First written in 1976, the Magnuson-Stevens Fishery Management and Conservation Act does not contain specific legislative language to account for or address climate change in fisheries management. Updating the law to include criteria for incorporating climate change data into scientific assessments, and a methodology for doing so, will create a more complete picture of the environmental conditions affecting ocean fisheries. The Magnuson-Stevens Act should be amended to provide guidance to the Secretary of Commerce, NOAA, and the eight regional fishery management councils for adapting conservation and management measures to unpredictable and evolving ocean conditions and ensuring fisheries management decisions support the health and abundance of fish stocks. The law should also provide a mechanism that allows fishery managers to quickly implement regulations or interim measures to prevent overfishing and increase the resiliency of fish stocks in the face of environmental emergencies, including those attributed to climate change. Such improvements to the Magnuson-Stevens Act would help guide fishery managers through the process of accounting for and addressing the wide range of climate change impacts to make the best management decisions for the long-term health and productivity of U.S. fisheries.
The Network’s Position
The Network believes in science-based management of U.S. federal fisheries, including incorporating the best available climate science in stock assessments. The Magnuson-Stevens Act should mandate that federal fisheries managers consider the impacts of climate change in the creation of all fishery management plans, as well as include conservation measures to mitigate those impacts. The law should also recognize the growing reality of climate change emergencies and establish new policies and processes for quickly implementing contingency plans to ensure the health and resiliency of fish stocks in the face of these uncontrollable events.
Recommendations and Actions for Reauthorization
The Network recommends that:
- Fishery management plan requirements should be amended to include a determination of the impacts of climate change on the fishery and establish conservation and management measures to respond to those impacts. Fishery management plans should establish criteria for determining when an emergency attributable to climate change is affecting the fishery or fishing community, such as rapid declines in fish populations, sudden changes in fish distribution, or changes in environmental conditions that could affect fish stocks or fish habitat.
- The Secretary of Commerce should be given the authority to enact emergency regulations or interim measures during a fishing season or fishery management cycle to prevent or reduce overfishing and promote resilience of fish stocks during climate change emergencies. Under such a framework, relevant regional fishery management councils would be consulted prior to setting regulations or interim measures; any measures taken should not exceed the annual catch limit for the fishery but, to the extent possible without compromising resource conservation, should provide for the sustained participation by fishery dependent communities.
- All stock assessments should include known impacts of climate change on the fishery and assess the stock’s vulnerability to these changing conditions.
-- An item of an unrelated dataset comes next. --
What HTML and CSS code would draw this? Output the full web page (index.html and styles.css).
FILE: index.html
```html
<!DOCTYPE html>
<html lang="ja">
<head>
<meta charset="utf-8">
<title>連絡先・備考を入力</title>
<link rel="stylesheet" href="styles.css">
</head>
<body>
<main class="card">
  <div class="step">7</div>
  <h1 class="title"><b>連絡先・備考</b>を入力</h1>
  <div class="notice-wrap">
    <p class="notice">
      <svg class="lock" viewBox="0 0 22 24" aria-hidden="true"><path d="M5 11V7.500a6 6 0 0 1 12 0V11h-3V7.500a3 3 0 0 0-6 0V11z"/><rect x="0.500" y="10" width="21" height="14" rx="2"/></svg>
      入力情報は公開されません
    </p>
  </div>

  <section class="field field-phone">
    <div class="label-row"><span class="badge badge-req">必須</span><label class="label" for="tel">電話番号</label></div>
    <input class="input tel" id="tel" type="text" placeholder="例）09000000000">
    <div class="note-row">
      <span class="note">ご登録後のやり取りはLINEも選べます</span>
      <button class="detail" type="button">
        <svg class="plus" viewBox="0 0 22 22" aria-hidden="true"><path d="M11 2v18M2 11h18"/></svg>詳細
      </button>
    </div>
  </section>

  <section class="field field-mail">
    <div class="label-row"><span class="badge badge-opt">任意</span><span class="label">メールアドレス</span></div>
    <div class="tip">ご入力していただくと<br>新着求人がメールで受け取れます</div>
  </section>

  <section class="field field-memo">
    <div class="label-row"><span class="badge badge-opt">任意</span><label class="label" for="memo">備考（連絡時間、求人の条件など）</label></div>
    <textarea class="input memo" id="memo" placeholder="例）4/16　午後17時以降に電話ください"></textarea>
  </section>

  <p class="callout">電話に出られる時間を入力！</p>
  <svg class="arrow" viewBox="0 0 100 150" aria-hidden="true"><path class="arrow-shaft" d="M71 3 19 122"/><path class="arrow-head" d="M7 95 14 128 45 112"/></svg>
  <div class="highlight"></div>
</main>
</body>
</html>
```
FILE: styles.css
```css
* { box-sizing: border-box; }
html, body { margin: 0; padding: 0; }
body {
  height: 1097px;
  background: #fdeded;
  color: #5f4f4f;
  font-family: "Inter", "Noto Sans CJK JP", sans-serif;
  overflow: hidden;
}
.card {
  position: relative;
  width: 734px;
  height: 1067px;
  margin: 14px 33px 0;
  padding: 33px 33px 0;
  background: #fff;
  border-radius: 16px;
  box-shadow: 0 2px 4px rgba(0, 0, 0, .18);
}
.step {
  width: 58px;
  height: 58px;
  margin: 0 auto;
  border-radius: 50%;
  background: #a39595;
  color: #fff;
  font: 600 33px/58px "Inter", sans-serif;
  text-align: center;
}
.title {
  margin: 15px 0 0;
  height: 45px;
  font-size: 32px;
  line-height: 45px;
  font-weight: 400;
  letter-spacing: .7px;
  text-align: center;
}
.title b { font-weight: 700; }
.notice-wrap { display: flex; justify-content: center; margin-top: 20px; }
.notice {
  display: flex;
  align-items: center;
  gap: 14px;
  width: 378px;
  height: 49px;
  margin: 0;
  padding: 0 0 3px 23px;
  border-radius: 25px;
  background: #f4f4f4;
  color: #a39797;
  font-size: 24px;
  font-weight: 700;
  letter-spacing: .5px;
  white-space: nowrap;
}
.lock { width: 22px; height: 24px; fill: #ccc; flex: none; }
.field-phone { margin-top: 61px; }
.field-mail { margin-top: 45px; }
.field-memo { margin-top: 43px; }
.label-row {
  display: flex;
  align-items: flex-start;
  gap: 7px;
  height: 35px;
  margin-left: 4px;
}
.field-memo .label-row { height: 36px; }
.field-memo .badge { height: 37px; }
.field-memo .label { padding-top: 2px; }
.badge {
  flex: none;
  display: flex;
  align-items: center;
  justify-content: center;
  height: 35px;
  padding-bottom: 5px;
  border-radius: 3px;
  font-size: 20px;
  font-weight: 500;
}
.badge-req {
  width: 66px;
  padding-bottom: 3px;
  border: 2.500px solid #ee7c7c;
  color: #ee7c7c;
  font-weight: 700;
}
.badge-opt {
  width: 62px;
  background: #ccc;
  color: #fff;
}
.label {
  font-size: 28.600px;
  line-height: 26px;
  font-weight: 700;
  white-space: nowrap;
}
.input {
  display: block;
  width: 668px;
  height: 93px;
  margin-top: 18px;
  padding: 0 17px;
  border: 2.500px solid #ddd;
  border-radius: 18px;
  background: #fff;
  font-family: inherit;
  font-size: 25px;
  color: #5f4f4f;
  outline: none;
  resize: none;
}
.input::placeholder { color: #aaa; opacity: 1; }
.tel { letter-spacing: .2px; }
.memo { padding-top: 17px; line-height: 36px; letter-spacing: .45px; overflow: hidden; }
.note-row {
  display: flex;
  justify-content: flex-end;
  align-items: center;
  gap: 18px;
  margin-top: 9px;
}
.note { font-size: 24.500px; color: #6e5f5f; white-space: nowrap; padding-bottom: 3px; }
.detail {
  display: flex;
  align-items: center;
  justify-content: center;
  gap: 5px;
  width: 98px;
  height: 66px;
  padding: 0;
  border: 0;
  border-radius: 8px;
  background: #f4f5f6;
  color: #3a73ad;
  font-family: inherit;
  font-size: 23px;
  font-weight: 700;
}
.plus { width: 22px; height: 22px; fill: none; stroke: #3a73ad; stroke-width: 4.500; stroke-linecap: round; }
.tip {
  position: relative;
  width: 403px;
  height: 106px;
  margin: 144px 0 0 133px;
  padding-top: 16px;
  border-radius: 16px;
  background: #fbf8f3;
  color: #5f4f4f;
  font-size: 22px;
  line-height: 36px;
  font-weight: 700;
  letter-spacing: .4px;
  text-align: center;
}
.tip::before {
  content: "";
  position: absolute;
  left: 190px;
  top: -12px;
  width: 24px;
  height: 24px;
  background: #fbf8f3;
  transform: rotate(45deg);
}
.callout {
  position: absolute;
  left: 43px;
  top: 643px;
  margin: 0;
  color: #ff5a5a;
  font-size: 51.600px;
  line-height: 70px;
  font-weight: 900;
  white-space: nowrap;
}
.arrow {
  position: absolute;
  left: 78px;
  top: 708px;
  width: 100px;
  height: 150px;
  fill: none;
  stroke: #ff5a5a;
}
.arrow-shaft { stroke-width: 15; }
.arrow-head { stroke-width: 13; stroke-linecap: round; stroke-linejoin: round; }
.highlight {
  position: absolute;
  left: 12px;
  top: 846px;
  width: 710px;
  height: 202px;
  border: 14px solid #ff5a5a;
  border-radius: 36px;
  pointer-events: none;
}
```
Stock assessments should also offer recommendations for addressing climate change impacts on the fishery and identify any additional research needed to better understand the impacts.
- The Magnuson-Stevens Act should require the regional fishery management councils to consider changing marine ecosystems – including changes or shifts in fishery abundance and distribution – and the subsequent economic, social, and ecological impacts of these changes, in fisheries management decisions. A process should be established that, at the request of a regional council, allows the Secretary of Commerce to determine if a fishery extends beyond the jurisdiction of the council currently managing it and, in coordination with the relevant councils, determine the best council or councils to prepare a new or joint fishery management plan.